Mapping with StoryMapJS

Create interactive maps that tell stories through place. Students combine geographic data with multimedia content to explore spatial relationships and location-based narratives.

Best for: History, Geography, Environmental Studies, Anthropology, Area Studies, Art History


Digital Publications and Media with Canva

Design professional-quality infographics, posters, presentations, and visual media. Develops visual literacy and design thinking while producing polished, shareable content.

Best for: Courses in Any Discipline


Interactive Timelines with TimelineJS

Create multimedia timelines that visualize chronology and historical sequences. Students develop temporal reasoning while integrating primary sources and contextual information.

Best for: History, English, Science (discovery timelines), Art History

Why Use Digital Tools in Your Classes?

Develop 21st-Century Skills

Students gain practical experience with digital tools they'll encounter in professional contexts while building transferable skills in research, communication, and critical thinking.

Increase Student Engagement

Interactive, creative assignments often lead to deeper investment in course material. Digital projects can make abstract concepts tangible and encourage students to take ownership of their learning.

Support Diverse Learners

Multiple modes of expression (visual, audio, interactive) allow students to demonstrate learning in ways that align with their strengths and interests.

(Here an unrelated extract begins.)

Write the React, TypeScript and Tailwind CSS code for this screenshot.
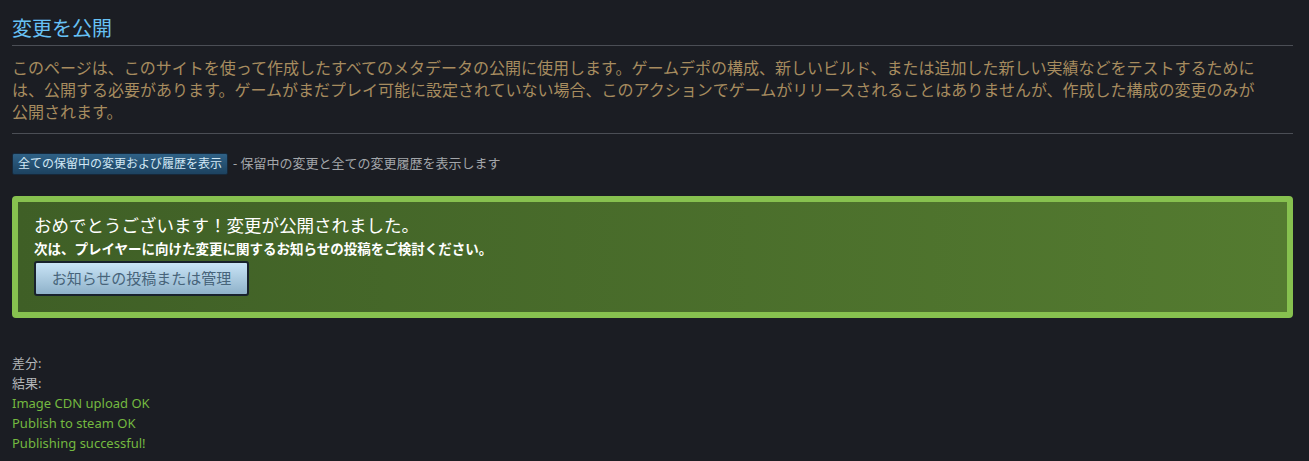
import React from 'react';

const font = { fontFamily: '"Noto Sans", "Noto Sans CJK JP", sans-serif' };

// 公開結果のログ行
const results = ['Image CDN upload OK', 'Publish to steam OK', 'Publishing successful!'];

export default function App() {
  return (
    <div className="min-h-screen bg-[#1b1d23] pl-3 pr-4 pt-4 pb-4" style={font}>
      {/* タイトル */}
      <h1 className="text-[20px] leading-[26px] text-[#67c1f5] pb-[3px] border-b border-[#4b4e55]">
        変更を公開
      </h1>

      {/* 説明文 */}
      <p className="mt-[11px] pb-[10px] text-[16px] leading-[22px] text-[#a78c5f] border-b border-[#4b4e55]">
        このページは、このサイトを使って作成したすべてのメタデータの公開に使用します。ゲームデポの構成、新しいビルド、または追加した新しい実績などをテストするために
        <br />
        は、公開する必要があります。ゲームがまだプレイ可能に設定されていない場合、このアクションでゲームがリリースされることはありませんが、作成した構成の変更のみが
        <br />
        公開されます。
      </p>

      {/* 履歴ボタン */}
      <div className="mt-[19px] flex items-center gap-[5px]">
        <button className="h-[22px] px-[5px] rounded-[2px] border border-[#16283a] bg-gradient-to-b from-[#2f6186] to-[#1d4260] text-[12px] leading-[20px] text-[#d2e8f5]">
          全ての保留中の変更および履歴を表示
        </button>
        <span className="text-[13px] text-[#a3a6aa]">- 保留中の変更と全ての変更履歴を表示します</span>
      </div>

      {/* 成功メッセージ */}
      <div className="mt-[21px] h-[122px] rounded-[4px] border-[6px] border-[#87c14f] bg-gradient-to-r from-[#3f5f26] to-[#547b30] pl-[16px] pt-[11px]">
        <div className="text-[17.5px] leading-[24px] text-white">おめでとうございます！変更が公開されました。</div>
        <div className="mt-[3px] text-[13.5px] leading-[18px] font-semibold text-white">
          次は、プレイヤーに向けた変更に関するお知らせの投稿をご検討ください。
        </div>
        <button className="mt-[3px] w-[215px] h-[35px] rounded-[3px] border-2 border-[#18222d] bg-gradient-to-b from-[#c9e4f6] to-[#8fb2ca] text-[15px] text-[#47647a]">
          お知らせの投稿または管理
        </button>
      </div>

      {/* 結果ログ */}
      <div className="mt-[35px] text-[13px] leading-[20px]">
        <div className="text-[#b3b6b9]">差分:</div>
        <div className="text-[#b3b6b9]">結果:</div>
        {results.map((r) => (
          <div key={r} className="text-[#74b940]">
            {r}
          </div>
        ))}
      </div>
    </div>
  );
}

Create Authentic Audiences

When students publish work that can be shared beyond the classroom, they often take greater care with research, writing, and design. Digital tools make student work public-facing and portfolio-ready.

Foster Collaboration

Many digital tools enable real-time collaboration, peer review, and collective knowledge-building that mirrors professional and scholarly practices.

Getting Started Tips

Start Small

You don't need to redesign your entire course. Try incorporating one tool into a single assignment and see how it goes. Many faculty begin with a low-stakes assignment worth 10-15% of the grade.

Model Expectations

Create a sample project or annotate alongside your students to show what quality work looks like. This demystifies the technology and clarifies your expectations.

Build in Time for Troubleshooting

Dedicate class time or office hours for technical support, especially the first time you use a tool. Consider creating a peer support system where tech-savvy students can help classmates.

Focus on Pedagogy, Not Technology

Choose tools that serve your learning objectives, not the other way around. The best digital assignments align with course goals and enhance (rather than distract from) student learning.

Assess What Matters

Develop clear rubrics that balance content/thinking with technical execution. Most faculty weight content more heavily (60-70%) than technical polish (30-40%).